▶ [JOB]: Could you give the data below again, exactly and completely?

▶ [DATASET RECORDS]:
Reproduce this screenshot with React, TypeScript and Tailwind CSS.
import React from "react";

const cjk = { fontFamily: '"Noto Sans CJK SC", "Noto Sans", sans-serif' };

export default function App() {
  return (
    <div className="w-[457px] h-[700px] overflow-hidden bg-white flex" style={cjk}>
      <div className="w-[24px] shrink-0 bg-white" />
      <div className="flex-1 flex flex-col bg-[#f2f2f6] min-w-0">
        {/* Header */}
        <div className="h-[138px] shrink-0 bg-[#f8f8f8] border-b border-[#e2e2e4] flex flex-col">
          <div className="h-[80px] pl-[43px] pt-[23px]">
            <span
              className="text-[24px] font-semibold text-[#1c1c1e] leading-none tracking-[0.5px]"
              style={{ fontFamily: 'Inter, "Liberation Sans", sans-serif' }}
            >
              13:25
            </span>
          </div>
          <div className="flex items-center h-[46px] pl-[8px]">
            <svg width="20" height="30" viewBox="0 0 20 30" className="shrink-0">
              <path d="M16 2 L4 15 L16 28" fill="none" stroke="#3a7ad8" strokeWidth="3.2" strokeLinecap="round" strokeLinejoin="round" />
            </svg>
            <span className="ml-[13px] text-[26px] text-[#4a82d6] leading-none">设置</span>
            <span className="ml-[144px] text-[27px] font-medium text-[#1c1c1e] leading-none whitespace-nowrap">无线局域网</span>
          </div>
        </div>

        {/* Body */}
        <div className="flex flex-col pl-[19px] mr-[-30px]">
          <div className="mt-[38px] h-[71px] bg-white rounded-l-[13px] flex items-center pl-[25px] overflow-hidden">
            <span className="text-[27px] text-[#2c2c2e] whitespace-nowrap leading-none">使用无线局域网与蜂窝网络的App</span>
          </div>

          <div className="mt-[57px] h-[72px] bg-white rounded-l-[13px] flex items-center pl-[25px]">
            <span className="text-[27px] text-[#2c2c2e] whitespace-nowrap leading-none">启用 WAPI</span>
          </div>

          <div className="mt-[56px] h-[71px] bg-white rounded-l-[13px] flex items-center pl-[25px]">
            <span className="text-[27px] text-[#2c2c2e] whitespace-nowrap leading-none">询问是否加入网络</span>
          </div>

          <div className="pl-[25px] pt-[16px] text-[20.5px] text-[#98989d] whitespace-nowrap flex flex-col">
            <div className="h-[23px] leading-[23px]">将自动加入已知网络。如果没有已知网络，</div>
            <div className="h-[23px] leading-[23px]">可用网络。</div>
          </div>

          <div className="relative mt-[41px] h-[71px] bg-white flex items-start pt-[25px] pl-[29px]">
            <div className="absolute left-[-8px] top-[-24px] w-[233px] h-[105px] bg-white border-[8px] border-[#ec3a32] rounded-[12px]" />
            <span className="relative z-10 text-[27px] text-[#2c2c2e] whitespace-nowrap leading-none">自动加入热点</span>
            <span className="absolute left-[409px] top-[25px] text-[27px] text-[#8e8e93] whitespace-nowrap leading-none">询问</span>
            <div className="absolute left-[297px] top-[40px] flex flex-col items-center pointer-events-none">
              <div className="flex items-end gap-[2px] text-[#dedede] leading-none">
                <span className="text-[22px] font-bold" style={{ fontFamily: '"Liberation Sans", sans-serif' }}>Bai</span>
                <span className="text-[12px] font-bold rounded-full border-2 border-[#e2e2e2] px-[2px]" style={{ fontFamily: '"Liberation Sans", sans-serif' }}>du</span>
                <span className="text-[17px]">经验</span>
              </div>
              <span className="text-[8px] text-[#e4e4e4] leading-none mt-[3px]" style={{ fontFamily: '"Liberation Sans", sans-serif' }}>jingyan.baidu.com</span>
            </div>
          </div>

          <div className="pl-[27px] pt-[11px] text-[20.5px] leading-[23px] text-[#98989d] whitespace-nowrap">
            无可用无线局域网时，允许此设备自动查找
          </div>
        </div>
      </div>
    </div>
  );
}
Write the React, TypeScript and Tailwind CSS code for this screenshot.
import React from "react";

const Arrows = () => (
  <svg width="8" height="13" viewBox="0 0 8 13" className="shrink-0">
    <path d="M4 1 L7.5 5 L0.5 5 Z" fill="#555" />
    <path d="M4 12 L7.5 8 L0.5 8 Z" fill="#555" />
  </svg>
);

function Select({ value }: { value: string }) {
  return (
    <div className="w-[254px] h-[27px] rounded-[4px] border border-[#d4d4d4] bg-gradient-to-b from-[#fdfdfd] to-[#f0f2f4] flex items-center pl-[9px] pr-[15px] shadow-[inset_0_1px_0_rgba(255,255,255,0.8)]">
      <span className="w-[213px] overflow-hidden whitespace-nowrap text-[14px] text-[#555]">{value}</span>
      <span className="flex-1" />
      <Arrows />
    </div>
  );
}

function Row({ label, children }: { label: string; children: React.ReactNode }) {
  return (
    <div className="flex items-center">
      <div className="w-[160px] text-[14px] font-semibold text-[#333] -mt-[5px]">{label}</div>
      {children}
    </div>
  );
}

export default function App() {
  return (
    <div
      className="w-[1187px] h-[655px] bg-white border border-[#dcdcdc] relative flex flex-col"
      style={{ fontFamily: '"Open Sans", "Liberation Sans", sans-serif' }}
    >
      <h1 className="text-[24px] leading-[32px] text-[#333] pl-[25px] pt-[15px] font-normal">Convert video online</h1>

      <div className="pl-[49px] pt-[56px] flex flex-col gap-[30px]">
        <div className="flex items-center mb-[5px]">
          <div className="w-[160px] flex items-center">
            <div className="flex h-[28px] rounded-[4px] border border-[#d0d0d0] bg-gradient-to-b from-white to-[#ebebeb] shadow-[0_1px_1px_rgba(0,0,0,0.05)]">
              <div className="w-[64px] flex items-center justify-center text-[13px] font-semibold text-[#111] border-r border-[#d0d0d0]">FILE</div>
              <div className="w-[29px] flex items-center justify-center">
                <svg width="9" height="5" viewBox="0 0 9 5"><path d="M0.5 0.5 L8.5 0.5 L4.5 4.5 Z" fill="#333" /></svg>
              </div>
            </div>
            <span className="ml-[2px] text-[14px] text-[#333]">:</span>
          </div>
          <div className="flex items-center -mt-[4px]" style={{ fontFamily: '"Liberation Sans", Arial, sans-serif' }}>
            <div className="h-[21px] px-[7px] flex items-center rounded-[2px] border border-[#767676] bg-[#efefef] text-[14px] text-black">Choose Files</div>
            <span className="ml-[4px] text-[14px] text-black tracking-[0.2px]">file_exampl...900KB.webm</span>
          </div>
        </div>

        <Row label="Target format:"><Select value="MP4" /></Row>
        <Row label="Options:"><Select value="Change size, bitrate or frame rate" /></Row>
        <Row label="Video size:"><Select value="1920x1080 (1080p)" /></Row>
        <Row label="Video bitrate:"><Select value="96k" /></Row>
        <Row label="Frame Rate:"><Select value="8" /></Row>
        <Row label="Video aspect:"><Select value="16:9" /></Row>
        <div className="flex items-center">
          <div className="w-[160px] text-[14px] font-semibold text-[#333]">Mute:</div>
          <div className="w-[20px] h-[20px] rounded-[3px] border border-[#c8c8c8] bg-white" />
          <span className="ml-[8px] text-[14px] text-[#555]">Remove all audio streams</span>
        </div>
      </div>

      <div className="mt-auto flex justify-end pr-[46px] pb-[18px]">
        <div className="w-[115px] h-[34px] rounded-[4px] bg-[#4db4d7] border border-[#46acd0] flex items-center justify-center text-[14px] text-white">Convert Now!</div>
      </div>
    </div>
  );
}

▶ [RESULT FOR THIS EXERCISE]:
Reproduce this screenshot with React, TypeScript and Tailwind CSS.
import React from "react";

const cjk = { fontFamily: '"Noto Sans CJK SC", "Noto Sans", sans-serif' };

export default function App() {
  return (
    <div className="w-[457px] h-[700px] overflow-hidden bg-white flex" style={cjk}>
      <div className="w-[24px] shrink-0 bg-white" />
      <div className="flex-1 flex flex-col bg-[#f2f2f6] min-w-0">
        {/* Header */}
        <div className="h-[138px] shrink-0 bg-[#f8f8f8] border-b border-[#e2e2e4] flex flex-col">
          <div className="h-[80px] pl-[43px] pt-[23px]">
            <span
              className="text-[24px] font-semibold text-[#1c1c1e] leading-none tracking-[0.5px]"
              style={{ fontFamily: 'Inter, "Liberation Sans", sans-serif' }}
            >
              13:25
            </span>
          </div>
          <div className="flex items-center h-[46px] pl-[8px]">
            <svg width="20" height="30" viewBox="0 0 20 30" className="shrink-0">
              <path d="M16 2 L4 15 L16 28" fill="none" stroke="#3a7ad8" strokeWidth="3.2" strokeLinecap="round" strokeLinejoin="round" />
            </svg>
            <span className="ml-[13px] text-[26px] text-[#4a82d6] leading-none">设置</span>
            <span className="ml-[144px] text-[27px] font-medium text-[#1c1c1e] leading-none whitespace-nowrap">无线局域网</span>
          </div>
        </div>

        {/* Body */}
        <div className="flex flex-col pl-[19px] mr-[-30px]">
          <div className="mt-[38px] h-[71px] bg-white rounded-l-[13px] flex items-center pl-[25px] overflow-hidden">
            <span className="text-[27px] text-[#2c2c2e] whitespace-nowrap leading-none">使用无线局域网与蜂窝网络的App</span>
          </div>

          <div className="mt-[57px] h-[72px] bg-white rounded-l-[13px] flex items-center pl-[25px]">
            <span className="text-[27px] text-[#2c2c2e] whitespace-nowrap leading-none">启用 WAPI</span>
          </div>

          <div className="mt-[56px] h-[71px] bg-white rounded-l-[13px] flex items-center pl-[25px]">
            <span className="text-[27px] text-[#2c2c2e] whitespace-nowrap leading-none">询问是否加入网络</span>
          </div>

          <div className="pl-[25px] pt-[16px] text-[20.5px] text-[#98989d] whitespace-nowrap flex flex-col">
            <div className="h-[23px] leading-[23px]">将自动加入已知网络。如果没有已知网络，</div>
            <div className="h-[23px] leading-[23px]">可用网络。</div>
          </div>

          <div className="relative mt-[41px] h-[71px] bg-white flex items-start pt-[25px] pl-[29px]">
            <div className="absolute left-[-8px] top-[-24px] w-[233px] h-[105px] bg-white border-[8px] border-[#ec3a32] rounded-[12px]" />
            <span className="relative z-10 text-[27px] text-[#2c2c2e] whitespace-nowrap leading-none">自动加入热点</span>
            <span className="absolute left-[409px] top-[25px] text-[27px] text-[#8e8e93] whitespace-nowrap leading-none">询问</span>
            <div className="absolute left-[297px] top-[40px] flex flex-col items-center pointer-events-none">
              <div className="flex items-end gap-[2px] text-[#dedede] leading-none">
                <span className="text-[22px] font-bold" style={{ fontFamily: '"Liberation Sans", sans-serif' }}>Bai</span>
                <span className="text-[12px] font-bold rounded-full border-2 border-[#e2e2e2] px-[2px]" style={{ fontFamily: '"Liberation Sans", sans-serif' }}>du</span>
                <span className="text-[17px]">经验</span>
              </div>
              <span className="text-[8px] text-[#e4e4e4] leading-none mt-[3px]" style={{ fontFamily: '"Liberation Sans", sans-serif' }}>jingyan.baidu.com</span>
            </div>
          </div>

          <div className="pl-[27px] pt-[11px] text-[20.5px] leading-[23px] text-[#98989d] whitespace-nowrap">
            无可用无线局域网时，允许此设备自动查找
          </div>
        </div>
      </div>
    </div>
  );
}
Write the React, TypeScript and Tailwind CSS code for this screenshot.
import React from "react";

const Arrows = () => (
  <svg width="8" height="13" viewBox="0 0 8 13" className="shrink-0">
    <path d="M4 1 L7.5 5 L0.5 5 Z" fill="#555" />
    <path d="M4 12 L7.5 8 L0.5 8 Z" fill="#555" />
  </svg>
);

function Select({ value }: { value: string }) {
  return (
    <div className="w-[254px] h-[27px] rounded-[4px] border border-[#d4d4d4] bg-gradient-to-b from-[#fdfdfd] to-[#f0f2f4] flex items-center pl-[9px] pr-[15px] shadow-[inset_0_1px_0_rgba(255,255,255,0.8)]">
      <span className="w-[213px] overflow-hidden whitespace-nowrap text-[14px] text-[#555]">{value}</span>
      <span className="flex-1" />
      <Arrows />
    </div>
  );
}

function Row({ label, children }: { label: string; children: React.ReactNode }) {
  return (
    <div className="flex items-center">
      <div className="w-[160px] text-[14px] font-semibold text-[#333] -mt-[5px]">{label}</div>
      {children}
    </div>
  );
}

export default function App() {
  return (
    <div
      className="w-[1187px] h-[655px] bg-white border border-[#dcdcdc] relative flex flex-col"
      style={{ fontFamily: '"Open Sans", "Liberation Sans", sans-serif' }}
    >
      <h1 className="text-[24px] leading-[32px] text-[#333] pl-[25px] pt-[15px] font-normal">Convert video online</h1>

      <div className="pl-[49px] pt-[56px] flex flex-col gap-[30px]">
        <div className="flex items-center mb-[5px]">
          <div className="w-[160px] flex items-center">
            <div className="flex h-[28px] rounded-[4px] border border-[#d0d0d0] bg-gradient-to-b from-white to-[#ebebeb] shadow-[0_1px_1px_rgba(0,0,0,0.05)]">
              <div className="w-[64px] flex items-center justify-center text-[13px] font-semibold text-[#111] border-r border-[#d0d0d0]">FILE</div>
              <div className="w-[29px] flex items-center justify-center">
                <svg width="9" height="5" viewBox="0 0 9 5"><path d="M0.5 0.5 L8.5 0.5 L4.5 4.5 Z" fill="#333" /></svg>
              </div>
            </div>
            <span className="ml-[2px] text-[14px] text-[#333]">:</span>
          </div>
          <div className="flex items-center -mt-[4px]" style={{ fontFamily: '"Liberation Sans", Arial, sans-serif' }}>
            <div className="h-[21px] px-[7px] flex items-center rounded-[2px] border border-[#767676] bg-[#efefef] text-[14px] text-black">Choose Files</div>
            <span className="ml-[4px] text-[14px] text-black tracking-[0.2px]">file_exampl...900KB.webm</span>
          </div>
        </div>

        <Row label="Target format:"><Select value="MP4" /></Row>
        <Row label="Options:"><Select value="Change size, bitrate or frame rate" /></Row>
        <Row label="Video size:"><Select value="1920x1080 (1080p)" /></Row>
        <Row label="Video bitrate:"><Select value="96k" /></Row>
        <Row label="Frame Rate:"><Select value="8" /></Row>
        <Row label="Video aspect:"><Select value="16:9" /></Row>
        <div className="flex items-center">
          <div className="w-[160px] text-[14px] font-semibold text-[#333]">Mute:</div>
          <div className="w-[20px] h-[20px] rounded-[3px] border border-[#c8c8c8] bg-white" />
          <span className="ml-[8px] text-[14px] text-[#555]">Remove all audio streams</span>
        </div>
      </div>

      <div className="mt-auto flex justify-end pr-[46px] pb-[18px]">
        <div className="w-[115px] h-[34px] rounded-[4px] bg-[#4db4d7] border border-[#46acd0] flex items-center justify-center text-[14px] text-white">Convert Now!</div>
      </div>
    </div>
  );
}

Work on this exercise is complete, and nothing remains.